The placement of routers and cores is realized with a two-dimensional grid, where each node is identified with a unique (X, Y) co-ordinate. The routing algorithm used for this project is deterministic. Data will always be routed in a predefined order – first along the Y-axis and then along the X-axis. This is referred to as dimension ordered routing. After receiving the first flit of each packet, a router node will locate the co-ordinate of the destination node and route the flit through Y-X dimension-ordered routing scheme mentioned above. The NoC handles the messages in a flit-by-flit basis. This means that the router doesn't wait until it receives all the flits associate with a packet; instead it transmits each flit as soon as it knows that the next router has available space in its input buffer. All the body flits associated with a header flit follow the same routing path established for the header flit. This is referred to as wormhole routing.
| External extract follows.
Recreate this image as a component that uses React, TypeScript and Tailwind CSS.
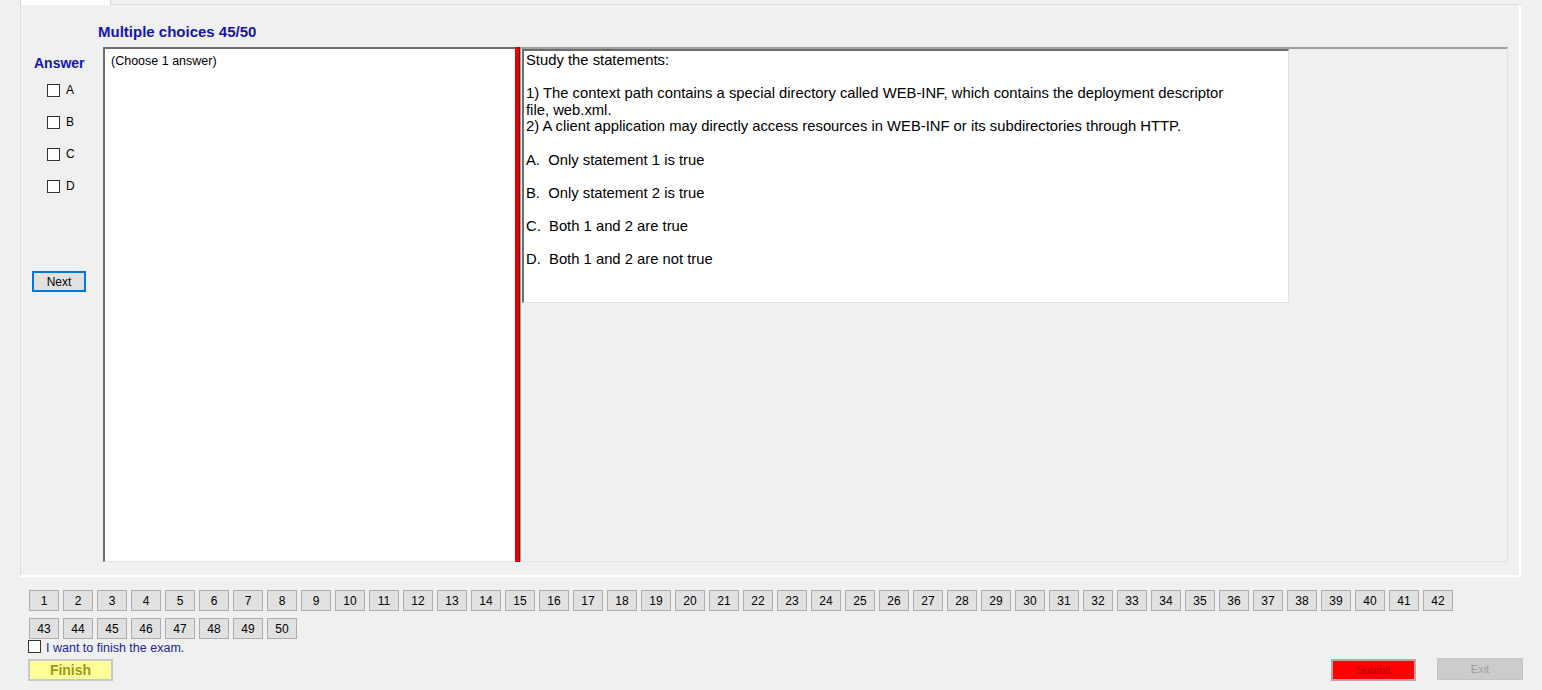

To prevent resource starvation and congestion inside the network, the NoC will implement a distributed flow-control mechanism. Specifically, we use credit-based flow-control, which ensures that a router will only transmit data when there are available slots in the next router to accommodate the received flit. Hence, each router keeps tracks of the available free slots in the input buffers of its adjacent routers through the notion of credits. The number of credits indicates the number of free slots in the input data buffer of a router. By implementing credit communication among adjacent routers, we can ensure that the routers are keeping track of the available resources required to make routing decisions for each flit.

Each router node consists of 5 input and 5 output ports - one pair of input-output ports for data in the north, south, east, and west directions, with one extra pair for the local data. Each input port consists of a queue, which can store up to 5 incoming flits per direction. There is a crossbar switch, which routes one direction's input to a different direction's output, and 5 outputs buses, which are capable of sending one flit per cycle. In addition to this routing hardware, there exist credit counters that

keep track of how many free slots exist in the neighboring router nodes' input buffers.
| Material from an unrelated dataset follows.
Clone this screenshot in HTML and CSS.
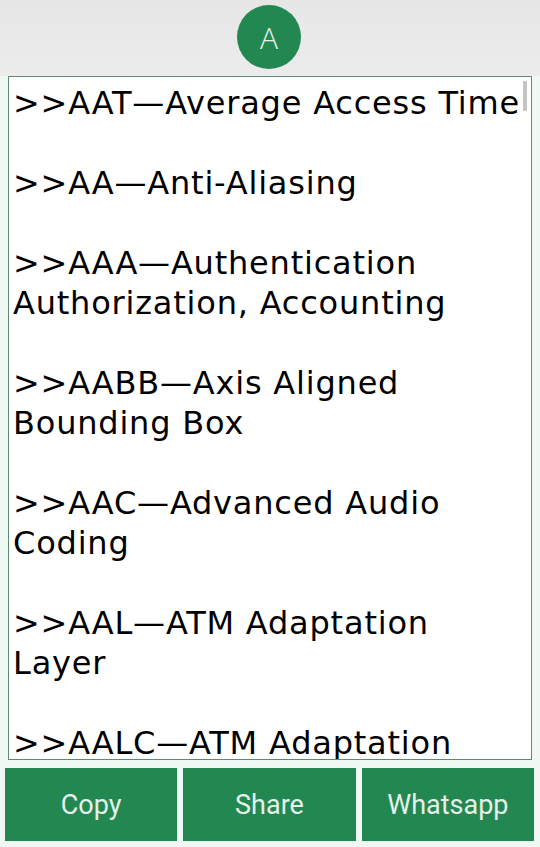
FILE: index.html
```html
<!DOCTYPE html>
<html>
<head>
<meta charset="utf-8">
<link rel="stylesheet" href="styles.css">
</head>
<body>
<div class="app">
  <header class="top">
    <div class="avatar">A</div>
  </header>
  <main class="box">
    <div class="text">&gt;&gt;AAT—Average Access Time

&gt;&gt;AA—Anti-Aliasing

&gt;&gt;AAA—Authentication Authorization, Accounting

&gt;&gt;AABB—Axis Aligned Bounding Box

&gt;&gt;AAC—Advanced Audio Coding

&gt;&gt;AAL—ATM Adaptation Layer

&gt;&gt;AALC—ATM Adaptation Layer Connection

&gt;&gt;AAM—Automatic Answering Machine</div>
    <div class="thumb"></div>
  </main>
  <footer class="actions">
    <button class="btn">Copy</button>
    <button class="btn">Share</button>
    <button class="btn">Whatsapp</button>
  </footer>
</div>
</body>
</html>
```

FILE: styles.css
```css
html, body {
  margin: 0;
  padding: 0;
}
body {
  width: 540px;
  height: 847px;
  background: #f0f8f4;
  overflow: hidden;
}
.app {
  display: flex;
  flex-direction: column;
  height: 847px;
}
.top {
  height: 76px;
  display: flex;
  justify-content: center;
  align-items: flex-start;
  background: linear-gradient(#e6e6e6, #ececec);
}
.avatar {
  margin-top: 5px;
  margin-left: -2px;
  width: 64px;
  height: 64px;
  border-radius: 50%;
  background: #238752;
  color: #e6f3ea;
  font-family: "Open Sans", sans-serif;
  font-size: 30px;
  font-weight: 300;
  display: flex;
  align-items: center;
  justify-content: center;
}
.box {
  position: relative;
  margin: 0 8px 0 8px;
  height: 682px;
  border: 1px solid #5e8a72;
  background: #ffffff;
  overflow: hidden;
}
.text {
  padding: 6px 0 0 4px;
  font-family: "DejaVu Sans", sans-serif;
  font-size: 32px;
  line-height: 40px;
  color: #000;
  white-space: pre-wrap;
  letter-spacing: 0.8px;
}
.thumb {
  position: absolute;
  right: 4px;
  top: 4px;
  width: 4px;
  height: 30px;
  background: #c4c4c4;
}
.actions {
  display: flex;
  gap: 6px;
  padding: 8px 6px 6px 5px;
}
.btn {
  flex: 1;
  height: 73px;
  border: none;
  background: #238752;
  color: #e4f2e9;
  font-family: Roboto, sans-serif;
  font-size: 27px;
  padding: 0;
}
```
The overall design will follow a top down methodology. The first goal is to implement and validate the routing of a single header flit. Afterwards the body flits will be incorporated with the header flit and it will be ensured that they follow wormhole routing scheme as mentioned before. One important checkpoint will be to design and validate one single router with all the ports and required functionality. Once the router is ready, the whole NoC will be instantiated, and the routers located on the perimeter will be optimized (i.e. eliminate unnecessary ports).

#### **SECTION 3: Unit level interfaces**

Router-Top Level



Figure 1: Router Top Level

The above figure represents the general top level interfaces for a router with four neighbors. In case of edge and corner routers, we just need to eliminate the unwanted input and output interfaces.
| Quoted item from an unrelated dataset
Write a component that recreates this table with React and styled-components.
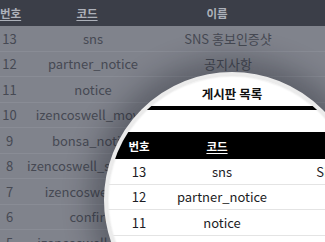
import React from "react";
import styled, { createGlobalStyle } from "styled-components";

const GlobalStyle = createGlobalStyle`
  html, body { margin: 0; padding: 0; background: #80838c; }
  body { font-family: "Noto Sans CJK KR", "Noto Sans", sans-serif; }
`;

const Stage = styled.div`
  position: relative;
  width: 325px;
  height: 242px;
  overflow: hidden;
  background: #80838c;
`;

const BG_COLS = "19px 148px 122px 1fr";

const BgHead = styled.div`
  display: grid;
  grid-template-columns: ${BG_COLS};
  height: 26px;
  align-items: center;
  background: #3b3e48;
`;

const BgHeadCell = styled.div`
  text-align: center;
  font-size: 11.5px;
  font-weight: 700;
  color: #adb1ba;
  padding-right: ${(p) => p.$shift || 0}px;
  text-decoration: ${(p) => (p.$link ? "underline" : "none")};
  text-underline-offset: 2px;
  white-space: nowrap;
`;

const BgRow = styled.div`
  display: grid;
  grid-template-columns: ${BG_COLS};
  height: 25.5px;
  box-sizing: border-box;
  align-items: center;
  border-bottom: 1px solid #898c95;
`;

const BgCell = styled.div`
  text-align: center;
  font-size: 13px;
  color: #464953;
  white-space: nowrap;
`;

const Lens = styled.div`
  position: absolute;
  left: 104px;
  top: 72px;
  width: 256px;
  height: 256px;
  box-sizing: border-box;
  border-radius: 50%;
  border: 4px solid #ebebeb;
  background: #fff;
  overflow: hidden;
  box-shadow: 0 0 28px 14px rgba(20, 22, 30, 0.32), inset 0 0 2px rgba(0, 0, 0, 0.15);
`;

const LensPage = styled.div`
  width: 248px;
  padding-top: 10px;
  display: flex;
  flex-direction: column;
`;

const LensTitle = styled.div`
  height: 16px;
  line-height: 16px;
  text-align: center;
  font-size: 12.5px;
  font-weight: 700;
  color: #111;
`;

const LensBar = styled.div`
  height: 4px;
  margin-top: 4px;
  background: #000;
`;

const LENS_COLS = "62px 104px 172px";

const LensHead = styled.div`
  margin-top: 22px;
  width: 338px;
  display: grid;
  grid-template-columns: ${LENS_COLS};
  height: 27px;
  align-items: center;
  background: #000;
`;

const LensHeadCell = styled.div`
  text-align: center;
  font-size: 11.5px;
  font-weight: 700;
  color: #fff;
  padding-right: ${(p) => p.$shift || 0}px;
  text-decoration: ${(p) => (p.$link ? "underline" : "none")};
  text-underline-offset: 2px;
`;

const LensRow = styled.div`
  width: 338px;
  display: grid;
  grid-template-columns: ${LENS_COLS};
  height: 25.5px;
  box-sizing: border-box;
  align-items: center;
  border-bottom: 1px solid #e4e4e4;
`;

const LensCell = styled.div`
  text-align: center;
  font-size: 13px;
  color: #1c1c24;
  white-space: nowrap;
`;

const rows = [
  ["13", "sns", "SNS 홍보인증샷"],
  ["12", "partner_notice", "공지사항"],
  ["11", "notice", "공지"],
  ["10", "izencoswell_movie", "동영상"],
  ["9", "bonsa_notice", "본사 공지"],
  ["8", "izencoswell_schedule", "일정"],
  ["7", "izencoswell_faq", "자주묻는질문"],
  ["6", "confirm", "확인"],
  ["5", "izencoswell_event", "이벤트"],
];

export default function App() {
  return (
    <>
      <GlobalStyle />
      <Stage>
        <BgHead>
          <BgHeadCell $link>번호</BgHeadCell>
          <BgHeadCell $link $shift={12}>코드</BgHeadCell>
          <BgHeadCell $shift={22}>이름</BgHeadCell>
          <BgHeadCell />
        </BgHead>
        {rows.map(([n, code, name]) => (
          <BgRow key={n}>
            <BgCell>{n}</BgCell>
            <BgCell>{code}</BgCell>
            <BgCell>{name}</BgCell>
            <BgCell />
          </BgRow>
        ))}
        <Lens>
          <LensPage>
            <LensTitle>게시판 목록</LensTitle>
            <LensBar />
            <LensHead>
              <LensHeadCell>번호</LensHeadCell>
              <LensHeadCell $link $shift={10}>코드</LensHeadCell>
              <LensHeadCell $shift={10}>이름</LensHeadCell>
            </LensHead>
            {rows.slice(0, 4).map(([n, code, name]) => (
              <LensRow key={n}>
                <LensCell>{n}</LensCell>
                <LensCell>{code}</LensCell>
                <LensCell>{name}</LensCell>
              </LensRow>
            ))}
          </LensPage>
        </Lens>
      </Stage>
    </>
  );
}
| Signal Name | Туре | Width | Description                           |
|-------------|------|-------|---------------------------------------|
| clk         | I    | 1     | Clock                                 |
| rst         | I    | 1     | Reset                                 |
| n_incr_i    | I    | 1     | Increment North counter if empty slot |
| s_incr_i    | I    | 1     | Increment South counter if empty slot |

| e_incr_i | I | 1  | Increment East counter if empty slot  |
|----------|---|----|---------------------------------------|
| w_incr_i | I | 1  | Increment West counter if empty slot  |
| I_incr_i | I | 1  | Increment local counter if empty slot |
| north_i  | 1 | 16 | Data input from north port            |
| south_i  | I | 16 | Data input from south port            |
| east_i   | I | 16 | Data input from east port             |
| west_i   | I | 16 | Data input from west port             |
| local_i  | I | 16 | Data input from local port            |
| n_incr_o | 0 | 1  | Increment north neighboring counter   |
| s_incr_o | 0 | 1  | Increment south neighboring counter   |
| e_incr_o | 0 | 1  | Increment east neighboring counter    |
| w_incr_o | 0 | 1  | Increment west neighboring counter    |
| I_incr_o | 0 | 1  | Increment local neighboring counter   |
| north_o  | 0 | 16 | Data routed to the north output       |
| south_o  | 0 | 16 | Data routed to the south output       |
| east_o   | 0 | 16 | Data routed to the east output        |
| west_o   | 0 | 16 | Data routed to the west output        |
| local_o  | 0 | 16 | Data routed to the local output       |
|          |   |    |                                       |

A more detailed view of the router is presented bellow. It includes all the sub-blocks including the connection between them. Detailed description of each of this blocks will be presented in section 4- (sub-unit partitioning and interfaces).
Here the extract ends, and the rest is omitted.